Step 6: Design Error Handlers to Enforce Transaction Cleanup
Error handlers must ensure that all savepoints are released and transactions are terminated. A template for exception-safe code:

try:  
    db.execute("SAVEPOINT X")  
    # ... operations ...  
    db.execute("RELEASE X")  
except DatabaseError:  
    db.execute("ROLLBACK TO X")  
    db.execute("RELEASE X")  
    # Optionally re-raise or handle the error  
finally:  
    if not in_transaction:  
        db.execute("COMMIT" if success else "ROLLBACK")  

Step 7: Analyze Locking Behavior with SQLite Internals
Use SQLite’s sqlite3_step and sqlite3_prepare to trace lock acquisition in debug builds. Monitor the PENDING and SHARED lock states to identify prolonged holds caused by unclosed transactions. Tools like sqlite3_trace can log transactional operations, helping correlate lock retention with specific code paths.

Step 8: Educate Teams on Transactional Semantics
Misunderstanding the difference between ROLLBACK and ROLLBACK TO is a common pitfall. Training materials should emphasize:

  • ROLLBACK terminates the entire transaction and resumes autocommit.
  • ROLLBACK TO rewinds the transaction but leaves it active.
  • RELEASE removes the savepoint marker without committing/rolling back.
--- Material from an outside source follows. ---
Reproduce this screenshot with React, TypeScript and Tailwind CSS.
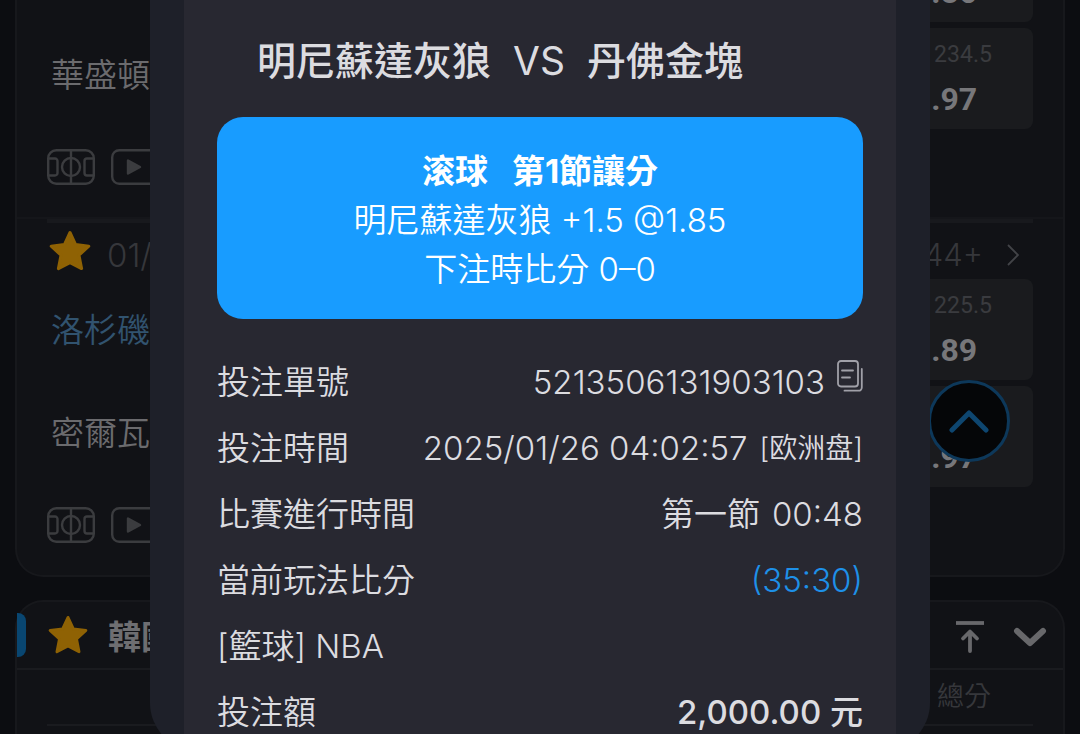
import React from 'react';

interface Odds {
    side: string;
    line: string;
    price: string;
}

interface Match {
    date?: string;
    more?: string;
    teams: { name: string; leading?: boolean; odds: Odds }[];
}

interface Detail {
    label: string;
    value?: React.ReactNode;
}

const matches: Match[] = [
    {
        teams: [
            { name: '', odds: { side: '大', line: '234.5', price: '1.86' } },
            { name: '華盛頓', odds: { side: '小', line: '234.5', price: '1.97' } },
        ],
    },
    {
        date: '01/26',
        more: '144+',
        teams: [
            { name: '洛杉磯', leading: true, odds: { side: '大', line: '225.5', price: '1.89' } },
            { name: '密爾瓦', odds: { side: '小', line: '225.5', price: '1.97' } },
        ],
    },
];

const StarIcon = ({ className }: { className: string }) => (
    <svg viewBox="0 0 42 42" className={className} fill="#8f6204" stroke="#8f6204" strokeWidth="3" strokeLinejoin="round">
        <path d="M21 2.5 L26.6 14.6 L39.8 16.2 L30 25.2 L32.6 38.6 L21 32.6 L9.4 38.6 L12 25.2 L2.2 16.2 L15.4 14.6 Z" />
    </svg>
);

const CourtIcon = () => (
    <svg viewBox="0 0 48 36" className="h-9 w-12" fill="none" stroke="#3b3c3f" strokeWidth="2.4">
        <rect x="1.2" y="1.2" width="45.6" height="33.6" rx="8" />
        <path d="M24 1v34M1 9.5h7a2.5 2.5 0 0 1 2.5 2.5v12a2.5 2.5 0 0 1-2.5 2.5H1M47 9.5h-7a2.5 2.5 0 0 0-2.5 2.5v12a2.5 2.5 0 0 0 2.5 2.5h7" />
        <circle cx="24" cy="18" r="9" />
    </svg>
);

const PlayIcon = () => (
    <svg viewBox="0 0 48 36" className="h-9 w-12" fill="none" stroke="#3b3c3f" strokeWidth="2.4">
        <rect x="1.2" y="1.2" width="45.6" height="33.6" rx="7" />
        <path d="M17 11.5v13L29 18z" fill="#3b3c3f" strokeLinejoin="round" />
    </svg>
);

const CopyIcon = () => (
    <svg viewBox="0 0 26 32" className="h-8 w-[26px]" fill="none" stroke="#a0a0a8" strokeWidth="1.8" strokeLinecap="round">
        <rect x="1" y="1" width="20" height="25.5" rx="3" />
        <path d="M5 10.5h11M5 17.5h8M24.8 9v18.5a3.2 3.2 0 0 1-3.2 3.2H7.5" />
    </svg>
);

const OddsButton = ({ side, line, price }: Odds) => (
    <button className="flex h-[101px] w-44 flex-col items-center rounded-lg bg-[#1a1b1e] pt-[11px] font-['Roboto','Noto_Sans_CJK_TC',sans-serif]">
        <span className="flex gap-2 text-[23px] leading-8 text-[#3a3b3f]">
            <span className="text-[28px]">{side}</span>
            <span>{line}</span>
        </span>
        <span className="mt-2 text-[32px] leading-10 font-bold text-[#77777a]">{price}</span>
    </button>
);

const MatchRow = ({ match }: { match: Match }) => (
    <section className="border-t-2 border-[#15161a]">
        <div className="mx-[30px] h-1 bg-[#18191d]" />
        <header className="flex h-14 items-center justify-between pr-11 pl-8">
            {match.date && (
                <div className="flex items-center gap-4">
                    <StarIcon className="h-[42px] w-[42px]" />
                    <span className="mt-2 text-[33px] leading-10 font-light text-[#36373b]">{match.date}</span>
                </div>
            )}
            {match.more && (
                <a href="#more" className="mt-2 flex items-center gap-6 text-[31px] leading-10 font-light text-[#36373b]">
                    {match.more}
                    <svg viewBox="0 0 12 22" className="h-[22px] w-3" fill="none" stroke="#424347" strokeWidth="1.8">
                        <path d="M1 1l10 10L1 21" />
                    </svg>
                </a>
            )}
        </header>
        <div className="flex items-start justify-between pr-[30px] pl-[34px]">
            <div className="text-[33px] leading-[103px] font-[350] text-[#6b6b6e]">
                {match.teams.map((team, i) => (
                    <p key={i} className={team.leading ? 'h-[103px] text-[#31536f]' : 'h-[103px]'}>
                        {team.name}
                    </p>
                ))}
            </div>
            <div className="flex flex-col gap-1.5">
                {match.teams.map((team, i) => (
                    <OddsButton key={i} {...team.odds} />
                ))}
            </div>
        </div>
        <div className="flex gap-4 px-[30px] pt-5 pb-8">
            <CourtIcon />
            <PlayIcon />
        </div>
    </section>
);

const LeagueCard = () => (
    <div className="mt-[23px] rounded-t-[28px] border-2 border-b-0 border-[#17181c] bg-[#111216]">
        <div className="flex h-[68px] items-center justify-between border-b-2 border-[#1a1b1f] pr-4">
            <div className="flex items-center">
                <span className="h-11 w-[9px] rounded-r-lg bg-[#094671]" />
                <StarIcon className="ml-[22px] h-10 w-10" />
                <span className="mt-1 ml-5 text-[33px] leading-10 font-bold text-[#6e6e71]">韓國</span>
            </div>
            <div className="mt-1 flex items-center gap-7 text-[#68686b]">
                <button aria-label="置頂">
                    <svg viewBox="0 0 30 32" className="h-8 w-[30px]" fill="none" stroke="currentColor" strokeWidth="3.8" strokeLinecap="round" strokeLinejoin="round">
                        <path d="M1 2h28" strokeLinecap="butt" />
                        <path d="M15 30V11M8 17.5L15 10.500L22 17.500" />
                    </svg>
                </button>
                <button aria-label="收合">
                    <svg viewBox="0 0 34 20" className="h-5 w-[34px]" fill="none" stroke="currentColor" strokeWidth="6" strokeLinecap="round" strokeLinejoin="round">
                        <path d="M4 4l13 12L30 4" />
                    </svg>
                </button>
            </div>
        </div>
        <div className="mx-[30px] flex h-14 items-center justify-end border-b-2 border-[#1a1b1f] pr-[42px]">
            <span className="text-[27px] leading-8 font-[350] text-[#36373b]">總分</span>
        </div>
        <div className="h-16" />
    </div>
);

const details: Detail[] = [
    {
        label: '投注單號',
        value: (
            <>
                5213506131903103
                <button aria-label="複製" className="mb-3 ml-3">
                    <CopyIcon />
                </button>
            </>
        ),
    },
    {
        label: '投注時間',
        value: (
            <>
                2025/01/26 04:02:57
                <span className="ml-3 text-[28px]">[欧洲盘]</span>
            </>
        ),
    },
    { label: '比賽進行時間', value: <>第一節<span className="ml-3">00:48</span></> },
    { label: '當前玩法比分', value: <span className="text-[#1e90e8]">(35:30)</span> },
    { label: '[籃球] NBA' },
    { label: '投注額', value: <span className="font-medium">2,000.00 元</span> },
];

const BetSlip = () => (
    <div className="rounded-b-[48px] bg-[#1e2029] px-[34px]">
        <div className="bg-[#282831] px-[33px] pb-1.5 text-[#dcdce0]">
            <h1 className="flex gap-[22px] pt-[33px] pb-7 pl-10 text-[39px] leading-[56px] font-medium whitespace-nowrap">
                <span>明尼蘇達灰狼</span>
                <span className="font-normal">VS</span>
                <span>丹佛金塊</span>
            </h1>
            <div className="rounded-[26px] bg-[#189cff] pt-[30px] pb-[25px] text-center text-[33px] leading-[49px] text-white">
                <p className="flex justify-center gap-6 font-bold">
                    <span>滚球</span>
                    <span>第1節讓分</span>
                </p>
                <p className="font-[350]">明尼蘇達灰狼 +1.5 @1.85</p>
                <p className="font-[350]">下注時比分 0–0</p>
            </div>
            <dl className="mt-[30px] text-[33px] leading-10 font-[350] whitespace-nowrap">
                {details.map((item) => (
                    <div key={item.label} className="flex h-[66px] items-center justify-between">
                        <dt>{item.label}</dt>
                        {item.value && <dd className="flex items-center">{item.value}</dd>}
                    </div>
                ))}
            </dl>
        </div>
    </div>
);

const App: React.FC = () => {
    return (
        <div className="relative h-screen overflow-hidden bg-[#0c0d11] font-['Inter','Noto_Sans_CJK_TC',sans-serif]">
            <main className="-mt-[141px] px-[15px]">
                <div className="rounded-b-[28px] border-x-2 border-b-2 border-[#17181c] bg-[#111216]">
                    {matches.map((match, i) => (
                        <MatchRow key={i} match={match} />
                    ))}
                </div>
                <LeagueCard />
            </main>

            <button
                aria-label="回到頂部"
                className="absolute top-[380px] right-[70px] flex h-[82px] w-[82px] items-center justify-center rounded-full border-3 border-[#0d385a] bg-[#050608]"
            >
                <svg viewBox="0 0 40 24" className="h-6 w-10" fill="none" stroke="#0e4670" strokeWidth="5" strokeLinecap="round" strokeLinejoin="round">
                    <path d="M3 21L20 4l17 17" />
                </svg>
            </button>

            <div className="absolute inset-x-0 top-0 px-[150px]" role="dialog">
                <BetSlip />
            </div>
        </div>
    );
};

export default App;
Step 9: Implement Integration Tests for Concurrency Scenarios
Automated tests should simulate concurrent read/write operations to verify that transactional logic does not inadvertently retain locks. For example:

  1. Process A starts a transaction, creates a savepoint, and rolls back.
  2. Process B attempts to write to the database.
  3. Assert that Process B does not encounter a SQLITE_BUSY error.

Step 10: Advocate for SQLite Configuration Best Practices
Configure SQLite with PRAGMA journal_mode=WAL; to allow concurrent reads and writes. While this does not resolve transactional state issues, it reduces contention by decoupling read and write locks.

By adhering to these practices, developers can avoid transactional state mismatches, ensure proper lock management, and maintain the concurrency benefits of SQLite’s autocommit mode.